GIVEN REQUEST:
Repeat the listing exactly as given, omitting every image.

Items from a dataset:
■ ■ ■ ■

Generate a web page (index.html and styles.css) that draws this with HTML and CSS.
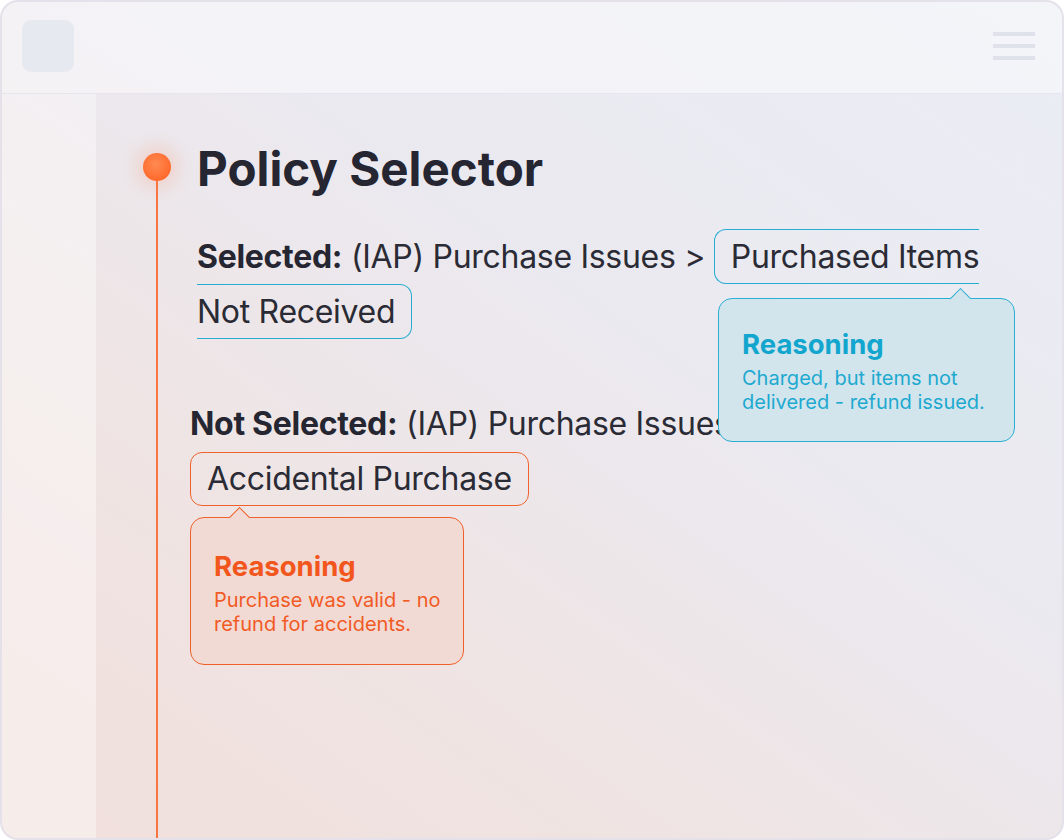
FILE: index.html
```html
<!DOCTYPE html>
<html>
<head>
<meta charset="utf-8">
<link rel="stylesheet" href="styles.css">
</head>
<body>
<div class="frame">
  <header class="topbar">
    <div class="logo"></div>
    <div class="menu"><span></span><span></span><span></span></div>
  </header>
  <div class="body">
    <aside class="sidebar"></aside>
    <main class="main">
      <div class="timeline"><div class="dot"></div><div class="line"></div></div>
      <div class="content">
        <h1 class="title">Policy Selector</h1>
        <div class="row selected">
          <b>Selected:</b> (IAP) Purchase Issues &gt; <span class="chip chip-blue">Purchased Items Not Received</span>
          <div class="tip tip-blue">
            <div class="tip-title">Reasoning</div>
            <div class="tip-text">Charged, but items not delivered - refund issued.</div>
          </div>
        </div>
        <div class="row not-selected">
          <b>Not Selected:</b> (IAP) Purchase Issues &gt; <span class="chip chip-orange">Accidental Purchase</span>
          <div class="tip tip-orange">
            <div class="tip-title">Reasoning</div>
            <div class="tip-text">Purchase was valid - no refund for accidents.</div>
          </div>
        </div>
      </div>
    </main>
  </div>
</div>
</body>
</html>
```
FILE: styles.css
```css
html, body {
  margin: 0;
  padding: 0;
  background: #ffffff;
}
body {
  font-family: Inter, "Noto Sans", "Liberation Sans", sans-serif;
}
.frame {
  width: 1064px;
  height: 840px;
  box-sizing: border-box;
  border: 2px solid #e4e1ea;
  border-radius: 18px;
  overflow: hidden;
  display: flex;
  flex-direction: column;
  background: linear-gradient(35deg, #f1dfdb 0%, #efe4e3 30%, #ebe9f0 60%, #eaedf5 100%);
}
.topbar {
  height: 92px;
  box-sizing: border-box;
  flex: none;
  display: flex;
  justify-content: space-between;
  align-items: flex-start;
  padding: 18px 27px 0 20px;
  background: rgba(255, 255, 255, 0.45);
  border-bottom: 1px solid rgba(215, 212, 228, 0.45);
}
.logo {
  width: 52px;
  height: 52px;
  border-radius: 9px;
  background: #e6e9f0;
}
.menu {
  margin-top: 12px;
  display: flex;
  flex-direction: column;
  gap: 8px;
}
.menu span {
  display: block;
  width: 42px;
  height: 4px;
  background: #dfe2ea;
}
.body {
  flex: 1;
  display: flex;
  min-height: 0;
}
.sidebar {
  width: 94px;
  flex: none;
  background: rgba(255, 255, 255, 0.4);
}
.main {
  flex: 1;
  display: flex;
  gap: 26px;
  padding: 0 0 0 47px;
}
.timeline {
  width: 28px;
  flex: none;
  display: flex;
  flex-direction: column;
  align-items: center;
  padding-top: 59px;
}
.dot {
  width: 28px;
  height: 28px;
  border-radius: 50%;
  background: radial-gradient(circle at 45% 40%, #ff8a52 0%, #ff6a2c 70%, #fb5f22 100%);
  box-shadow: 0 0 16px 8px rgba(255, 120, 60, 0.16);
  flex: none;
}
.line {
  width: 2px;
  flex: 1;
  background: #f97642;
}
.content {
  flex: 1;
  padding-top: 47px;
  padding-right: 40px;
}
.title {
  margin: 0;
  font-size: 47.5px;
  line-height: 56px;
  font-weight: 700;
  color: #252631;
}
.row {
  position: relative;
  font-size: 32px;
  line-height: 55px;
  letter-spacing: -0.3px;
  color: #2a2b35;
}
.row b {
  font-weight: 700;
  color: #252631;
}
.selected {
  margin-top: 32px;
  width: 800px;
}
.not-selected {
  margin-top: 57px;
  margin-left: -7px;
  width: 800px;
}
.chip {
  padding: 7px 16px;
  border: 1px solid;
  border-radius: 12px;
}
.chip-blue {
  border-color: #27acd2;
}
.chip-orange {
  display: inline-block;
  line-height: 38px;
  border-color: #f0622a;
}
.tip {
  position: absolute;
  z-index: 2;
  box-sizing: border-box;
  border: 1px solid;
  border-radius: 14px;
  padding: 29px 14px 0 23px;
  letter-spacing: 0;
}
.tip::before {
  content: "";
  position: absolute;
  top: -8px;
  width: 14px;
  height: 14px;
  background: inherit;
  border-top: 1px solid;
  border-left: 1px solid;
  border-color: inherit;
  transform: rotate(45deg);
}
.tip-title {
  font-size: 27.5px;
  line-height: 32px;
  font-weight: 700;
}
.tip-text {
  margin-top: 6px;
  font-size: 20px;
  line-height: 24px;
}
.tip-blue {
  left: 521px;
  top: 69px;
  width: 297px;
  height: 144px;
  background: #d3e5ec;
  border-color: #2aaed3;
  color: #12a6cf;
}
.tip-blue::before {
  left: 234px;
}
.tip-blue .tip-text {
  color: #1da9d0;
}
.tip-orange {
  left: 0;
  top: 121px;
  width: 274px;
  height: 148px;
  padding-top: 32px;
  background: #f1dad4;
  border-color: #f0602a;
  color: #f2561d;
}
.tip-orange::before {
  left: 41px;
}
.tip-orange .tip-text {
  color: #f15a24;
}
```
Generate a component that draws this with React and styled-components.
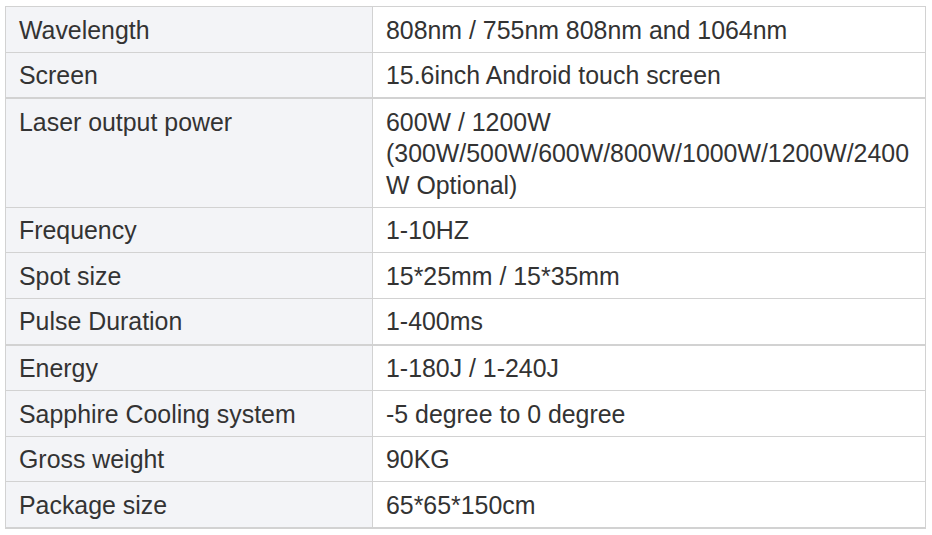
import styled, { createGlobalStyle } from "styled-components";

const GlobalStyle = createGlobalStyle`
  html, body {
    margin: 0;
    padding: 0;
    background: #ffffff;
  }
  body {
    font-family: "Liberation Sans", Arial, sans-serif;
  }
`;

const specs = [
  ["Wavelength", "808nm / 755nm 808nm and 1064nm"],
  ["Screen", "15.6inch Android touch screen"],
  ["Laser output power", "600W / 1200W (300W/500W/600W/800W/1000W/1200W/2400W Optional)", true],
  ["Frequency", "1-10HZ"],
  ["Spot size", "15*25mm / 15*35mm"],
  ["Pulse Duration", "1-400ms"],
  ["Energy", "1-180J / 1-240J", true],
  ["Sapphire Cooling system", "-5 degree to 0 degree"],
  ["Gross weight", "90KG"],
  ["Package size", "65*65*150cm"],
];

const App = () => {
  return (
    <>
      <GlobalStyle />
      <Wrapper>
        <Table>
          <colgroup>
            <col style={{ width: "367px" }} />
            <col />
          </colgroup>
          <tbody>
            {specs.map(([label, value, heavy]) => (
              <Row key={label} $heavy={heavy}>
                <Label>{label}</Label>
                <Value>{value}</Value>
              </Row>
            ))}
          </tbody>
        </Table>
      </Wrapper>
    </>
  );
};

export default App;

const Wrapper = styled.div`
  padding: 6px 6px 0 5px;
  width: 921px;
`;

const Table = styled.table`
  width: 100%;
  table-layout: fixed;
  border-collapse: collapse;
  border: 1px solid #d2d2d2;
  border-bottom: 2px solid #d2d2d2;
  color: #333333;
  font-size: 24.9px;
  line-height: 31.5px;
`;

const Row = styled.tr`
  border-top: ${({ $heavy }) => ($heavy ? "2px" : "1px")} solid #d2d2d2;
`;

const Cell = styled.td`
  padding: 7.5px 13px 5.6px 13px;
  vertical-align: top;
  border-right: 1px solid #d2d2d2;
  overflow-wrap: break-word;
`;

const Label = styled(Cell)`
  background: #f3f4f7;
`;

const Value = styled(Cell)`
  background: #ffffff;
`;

■ ■ ■ ■

THE SOLUTION:
Generate a web page (index.html and styles.css) that draws this with HTML and CSS.
FILE: index.html
```html
<!DOCTYPE html>
<html>
<head>
<meta charset="utf-8">
<link rel="stylesheet" href="styles.css">
</head>
<body>
<div class="frame">
  <header class="topbar">
    <div class="logo"></div>
    <div class="menu"><span></span><span></span><span></span></div>
  </header>
  <div class="body">
    <aside class="sidebar"></aside>
    <main class="main">
      <div class="timeline"><div class="dot"></div><div class="line"></div></div>
      <div class="content">
        <h1 class="title">Policy Selector</h1>
        <div class="row selected">
          <b>Selected:</b> (IAP) Purchase Issues &gt; <span class="chip chip-blue">Purchased Items Not Received</span>
          <div class="tip tip-blue">
            <div class="tip-title">Reasoning</div>
            <div class="tip-text">Charged, but items not delivered - refund issued.</div>
          </div>
        </div>
        <div class="row not-selected">
          <b>Not Selected:</b> (IAP) Purchase Issues &gt; <span class="chip chip-orange">Accidental Purchase</span>
          <div class="tip tip-orange">
            <div class="tip-title">Reasoning</div>
            <div class="tip-text">Purchase was valid - no refund for accidents.</div>
          </div>
        </div>
      </div>
    </main>
  </div>
</div>
</body>
</html>
```
FILE: styles.css
```css
html, body {
  margin: 0;
  padding: 0;
  background: #ffffff;
}
body {
  font-family: Inter, "Noto Sans", "Liberation Sans", sans-serif;
}
.frame {
  width: 1064px;
  height: 840px;
  box-sizing: border-box;
  border: 2px solid #e4e1ea;
  border-radius: 18px;
  overflow: hidden;
  display: flex;
  flex-direction: column;
  background: linear-gradient(35deg, #f1dfdb 0%, #efe4e3 30%, #ebe9f0 60%, #eaedf5 100%);
}
.topbar {
  height: 92px;
  box-sizing: border-box;
  flex: none;
  display: flex;
  justify-content: space-between;
  align-items: flex-start;
  padding: 18px 27px 0 20px;
  background: rgba(255, 255, 255, 0.45);
  border-bottom: 1px solid rgba(215, 212, 228, 0.45);
}
.logo {
  width: 52px;
  height: 52px;
  border-radius: 9px;
  background: #e6e9f0;
}
.menu {
  margin-top: 12px;
  display: flex;
  flex-direction: column;
  gap: 8px;
}
.menu span {
  display: block;
  width: 42px;
  height: 4px;
  background: #dfe2ea;
}
.body {
  flex: 1;
  display: flex;
  min-height: 0;
}
.sidebar {
  width: 94px;
  flex: none;
  background: rgba(255, 255, 255, 0.4);
}
.main {
  flex: 1;
  display: flex;
  gap: 26px;
  padding: 0 0 0 47px;
}
.timeline {
  width: 28px;
  flex: none;
  display: flex;
  flex-direction: column;
  align-items: center;
  padding-top: 59px;
}
.dot {
  width: 28px;
  height: 28px;
  border-radius: 50%;
  background: radial-gradient(circle at 45% 40%, #ff8a52 0%, #ff6a2c 70%, #fb5f22 100%);
  box-shadow: 0 0 16px 8px rgba(255, 120, 60, 0.16);
  flex: none;
}
.line {
  width: 2px;
  flex: 1;
  background: #f97642;
}
.content {
  flex: 1;
  padding-top: 47px;
  padding-right: 40px;
}
.title {
  margin: 0;
  font-size: 47.5px;
  line-height: 56px;
  font-weight: 700;
  color: #252631;
}
.row {
  position: relative;
  font-size: 32px;
  line-height: 55px;
  letter-spacing: -0.3px;
  color: #2a2b35;
}
.row b {
  font-weight: 700;
  color: #252631;
}
.selected {
  margin-top: 32px;
  width: 800px;
}
.not-selected {
  margin-top: 57px;
  margin-left: -7px;
  width: 800px;
}
.chip {
  padding: 7px 16px;
  border: 1px solid;
  border-radius: 12px;
}
.chip-blue {
  border-color: #27acd2;
}
.chip-orange {
  display: inline-block;
  line-height: 38px;
  border-color: #f0622a;
}
.tip {
  position: absolute;
  z-index: 2;
  box-sizing: border-box;
  border: 1px solid;
  border-radius: 14px;
  padding: 29px 14px 0 23px;
  letter-spacing: 0;
}
.tip::before {
  content: "";
  position: absolute;
  top: -8px;
  width: 14px;
  height: 14px;
  background: inherit;
  border-top: 1px solid;
  border-left: 1px solid;
  border-color: inherit;
  transform: rotate(45deg);
}
.tip-title {
  font-size: 27.5px;
  line-height: 32px;
  font-weight: 700;
}
.tip-text {
  margin-top: 6px;
  font-size: 20px;
  line-height: 24px;
}
.tip-blue {
  left: 521px;
  top: 69px;
  width: 297px;
  height: 144px;
  background: #d3e5ec;
  border-color: #2aaed3;
  color: #12a6cf;
}
.tip-blue::before {
  left: 234px;
}
.tip-blue .tip-text {
  color: #1da9d0;
}
.tip-orange {
  left: 0;
  top: 121px;
  width: 274px;
  height: 148px;
  padding-top: 32px;
  background: #f1dad4;
  border-color: #f0602a;
  color: #f2561d;
}
.tip-orange::before {
  left: 41px;
}
.tip-orange .tip-text {
  color: #f15a24;
}
```
Generate a component that draws this with React and styled-components.
import styled, { createGlobalStyle } from "styled-components";

const GlobalStyle = createGlobalStyle`
  html, body {
    margin: 0;
    padding: 0;
    background: #ffffff;
  }
  body {
    font-family: "Liberation Sans", Arial, sans-serif;
  }
`;

const specs = [
  ["Wavelength", "808nm / 755nm 808nm and 1064nm"],
  ["Screen", "15.6inch Android touch screen"],
  ["Laser output power", "600W / 1200W (300W/500W/600W/800W/1000W/1200W/2400W Optional)", true],
  ["Frequency", "1-10HZ"],
  ["Spot size", "15*25mm / 15*35mm"],
  ["Pulse Duration", "1-400ms"],
  ["Energy", "1-180J / 1-240J", true],
  ["Sapphire Cooling system", "-5 degree to 0 degree"],
  ["Gross weight", "90KG"],
  ["Package size", "65*65*150cm"],
];

const App = () => {
  return (
    <>
      <GlobalStyle />
      <Wrapper>
        <Table>
          <colgroup>
            <col style={{ width: "367px" }} />
            <col />
          </colgroup>
          <tbody>
            {specs.map(([label, value, heavy]) => (
              <Row key={label} $heavy={heavy}>
                <Label>{label}</Label>
                <Value>{value}</Value>
              </Row>
            ))}
          </tbody>
        </Table>
      </Wrapper>
    </>
  );
};

export default App;

const Wrapper = styled.div`
  padding: 6px 6px 0 5px;
  width: 921px;
`;

const Table = styled.table`
  width: 100%;
  table-layout: fixed;
  border-collapse: collapse;
  border: 1px solid #d2d2d2;
  border-bottom: 2px solid #d2d2d2;
  color: #333333;
  font-size: 24.9px;
  line-height: 31.5px;
`;

const Row = styled.tr`
  border-top: ${({ $heavy }) => ($heavy ? "2px" : "1px")} solid #d2d2d2;
`;

const Cell = styled.td`
  padding: 7.5px 13px 5.6px 13px;
  vertical-align: top;
  border-right: 1px solid #d2d2d2;
  overflow-wrap: break-word;
`;

const Label = styled(Cell)`
  background: #f3f4f7;
`;

const Value = styled(Cell)`
  background: #ffffff;
`;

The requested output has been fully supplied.